* BEGIN *

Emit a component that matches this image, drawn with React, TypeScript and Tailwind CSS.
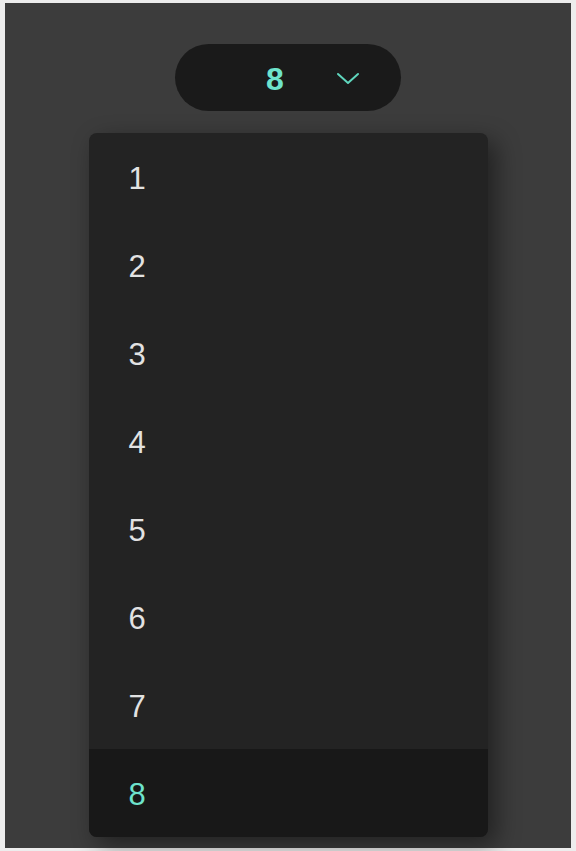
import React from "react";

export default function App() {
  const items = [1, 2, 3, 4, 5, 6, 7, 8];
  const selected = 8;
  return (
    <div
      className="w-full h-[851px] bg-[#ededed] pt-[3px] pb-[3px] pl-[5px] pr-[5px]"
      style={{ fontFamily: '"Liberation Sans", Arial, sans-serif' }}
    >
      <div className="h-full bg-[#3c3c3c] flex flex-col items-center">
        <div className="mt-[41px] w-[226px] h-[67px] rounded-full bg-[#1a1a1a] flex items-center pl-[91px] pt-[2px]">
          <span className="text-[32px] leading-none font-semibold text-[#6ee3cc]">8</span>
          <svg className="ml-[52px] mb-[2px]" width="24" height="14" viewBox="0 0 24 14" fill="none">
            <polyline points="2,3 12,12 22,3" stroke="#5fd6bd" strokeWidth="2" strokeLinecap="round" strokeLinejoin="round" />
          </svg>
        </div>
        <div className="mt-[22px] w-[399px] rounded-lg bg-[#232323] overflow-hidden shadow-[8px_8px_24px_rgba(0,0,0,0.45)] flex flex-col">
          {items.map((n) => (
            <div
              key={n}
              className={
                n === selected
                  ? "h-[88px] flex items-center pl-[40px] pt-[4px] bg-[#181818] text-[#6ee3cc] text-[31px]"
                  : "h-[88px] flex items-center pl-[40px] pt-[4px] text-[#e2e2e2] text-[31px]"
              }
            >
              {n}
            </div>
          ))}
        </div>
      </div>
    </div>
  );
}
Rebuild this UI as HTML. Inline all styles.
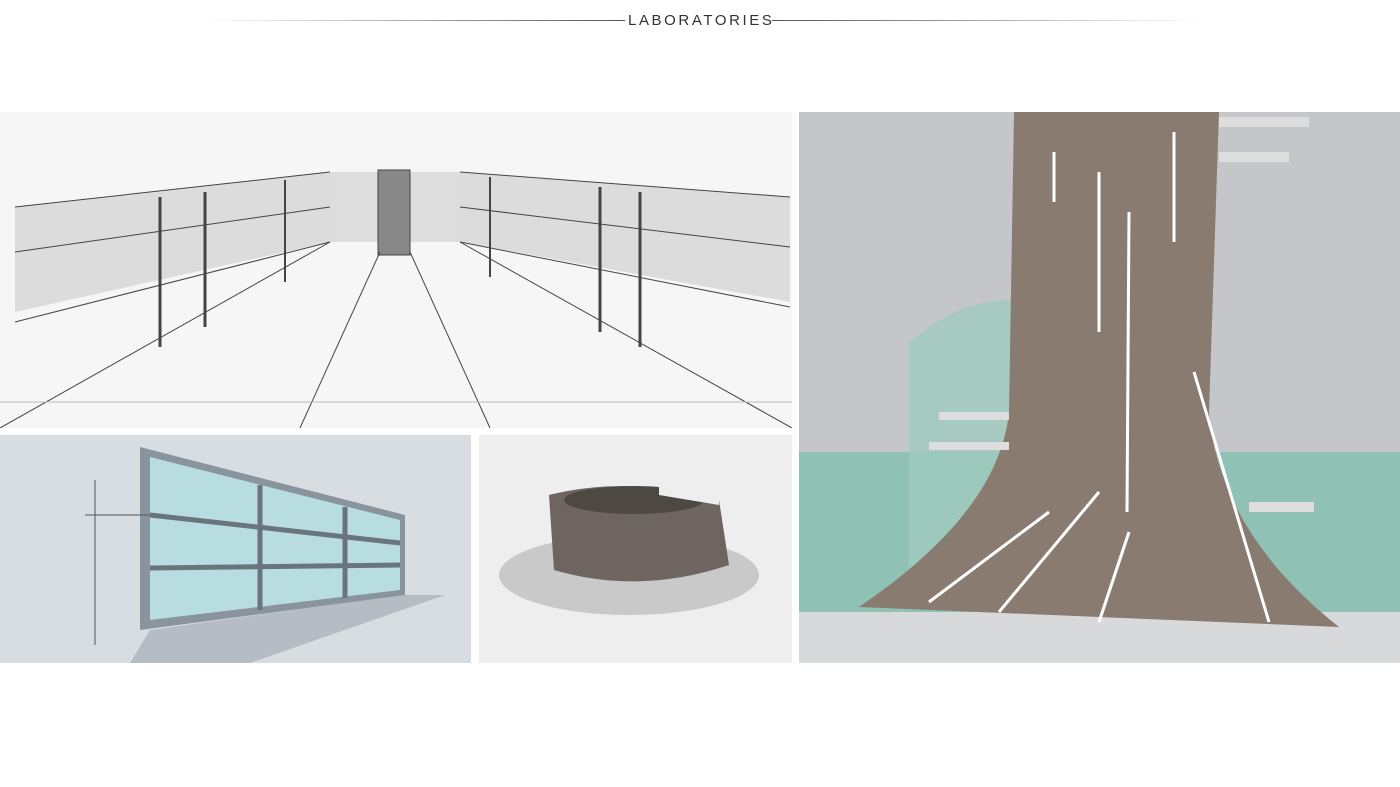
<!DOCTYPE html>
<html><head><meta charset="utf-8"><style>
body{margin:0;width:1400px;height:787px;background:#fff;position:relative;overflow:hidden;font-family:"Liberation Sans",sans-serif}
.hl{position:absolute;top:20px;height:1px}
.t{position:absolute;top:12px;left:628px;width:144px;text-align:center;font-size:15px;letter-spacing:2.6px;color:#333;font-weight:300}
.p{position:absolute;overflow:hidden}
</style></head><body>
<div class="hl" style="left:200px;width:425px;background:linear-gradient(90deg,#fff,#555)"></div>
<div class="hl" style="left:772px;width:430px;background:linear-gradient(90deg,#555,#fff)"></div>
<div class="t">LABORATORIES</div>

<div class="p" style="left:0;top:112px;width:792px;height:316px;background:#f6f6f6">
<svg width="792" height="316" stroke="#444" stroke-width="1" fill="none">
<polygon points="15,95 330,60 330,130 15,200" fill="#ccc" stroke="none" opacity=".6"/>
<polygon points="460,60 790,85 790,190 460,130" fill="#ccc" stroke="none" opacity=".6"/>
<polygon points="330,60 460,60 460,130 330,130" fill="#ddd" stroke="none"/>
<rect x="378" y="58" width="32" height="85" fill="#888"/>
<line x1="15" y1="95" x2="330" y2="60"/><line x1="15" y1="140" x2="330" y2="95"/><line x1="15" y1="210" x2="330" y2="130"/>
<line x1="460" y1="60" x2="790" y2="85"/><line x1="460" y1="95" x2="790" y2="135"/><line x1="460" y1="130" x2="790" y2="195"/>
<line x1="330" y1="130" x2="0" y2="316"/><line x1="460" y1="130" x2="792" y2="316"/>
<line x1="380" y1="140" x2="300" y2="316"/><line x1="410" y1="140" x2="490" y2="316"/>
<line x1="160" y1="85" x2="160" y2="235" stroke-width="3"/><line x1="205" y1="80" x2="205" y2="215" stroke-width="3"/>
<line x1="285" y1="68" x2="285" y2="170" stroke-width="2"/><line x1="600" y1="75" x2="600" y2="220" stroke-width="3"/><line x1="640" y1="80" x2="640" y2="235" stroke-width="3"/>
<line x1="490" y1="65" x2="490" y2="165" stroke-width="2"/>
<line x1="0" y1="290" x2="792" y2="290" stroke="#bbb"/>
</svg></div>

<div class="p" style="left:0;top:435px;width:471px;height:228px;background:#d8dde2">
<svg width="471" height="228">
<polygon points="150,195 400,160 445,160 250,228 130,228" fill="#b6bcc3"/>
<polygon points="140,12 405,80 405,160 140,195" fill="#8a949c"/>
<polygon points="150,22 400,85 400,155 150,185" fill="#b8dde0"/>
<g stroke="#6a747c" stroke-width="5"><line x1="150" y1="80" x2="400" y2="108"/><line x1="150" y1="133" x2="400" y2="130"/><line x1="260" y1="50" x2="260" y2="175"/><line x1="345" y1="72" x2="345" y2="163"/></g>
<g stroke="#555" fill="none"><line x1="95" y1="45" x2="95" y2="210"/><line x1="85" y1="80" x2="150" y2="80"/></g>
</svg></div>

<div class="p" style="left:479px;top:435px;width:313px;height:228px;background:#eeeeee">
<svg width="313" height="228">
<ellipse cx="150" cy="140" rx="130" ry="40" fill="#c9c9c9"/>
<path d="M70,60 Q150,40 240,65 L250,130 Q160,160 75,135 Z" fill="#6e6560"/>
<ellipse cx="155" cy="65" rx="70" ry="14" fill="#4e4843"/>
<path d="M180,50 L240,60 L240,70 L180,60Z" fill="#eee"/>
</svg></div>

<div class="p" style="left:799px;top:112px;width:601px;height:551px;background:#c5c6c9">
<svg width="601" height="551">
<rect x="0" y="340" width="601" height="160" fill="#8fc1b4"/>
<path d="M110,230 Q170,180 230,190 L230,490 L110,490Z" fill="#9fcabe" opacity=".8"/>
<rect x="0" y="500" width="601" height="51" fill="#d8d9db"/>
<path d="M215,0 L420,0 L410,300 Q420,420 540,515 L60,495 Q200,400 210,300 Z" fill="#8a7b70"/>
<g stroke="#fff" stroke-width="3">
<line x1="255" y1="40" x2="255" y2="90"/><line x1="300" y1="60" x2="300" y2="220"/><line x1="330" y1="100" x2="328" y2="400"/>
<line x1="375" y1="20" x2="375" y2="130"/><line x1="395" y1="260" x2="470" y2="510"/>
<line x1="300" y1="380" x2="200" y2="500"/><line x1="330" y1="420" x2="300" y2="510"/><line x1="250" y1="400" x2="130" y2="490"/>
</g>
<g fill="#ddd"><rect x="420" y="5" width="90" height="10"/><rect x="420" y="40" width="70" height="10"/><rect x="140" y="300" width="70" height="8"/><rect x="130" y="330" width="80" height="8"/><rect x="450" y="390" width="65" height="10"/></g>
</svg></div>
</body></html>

* END *

Transcribe the entries from their first line to the line that holds "import React from", both included, and skip every picture.

#### Finished exercise
Emit a component that matches this image, drawn with React, TypeScript and Tailwind CSS.
import React from "react";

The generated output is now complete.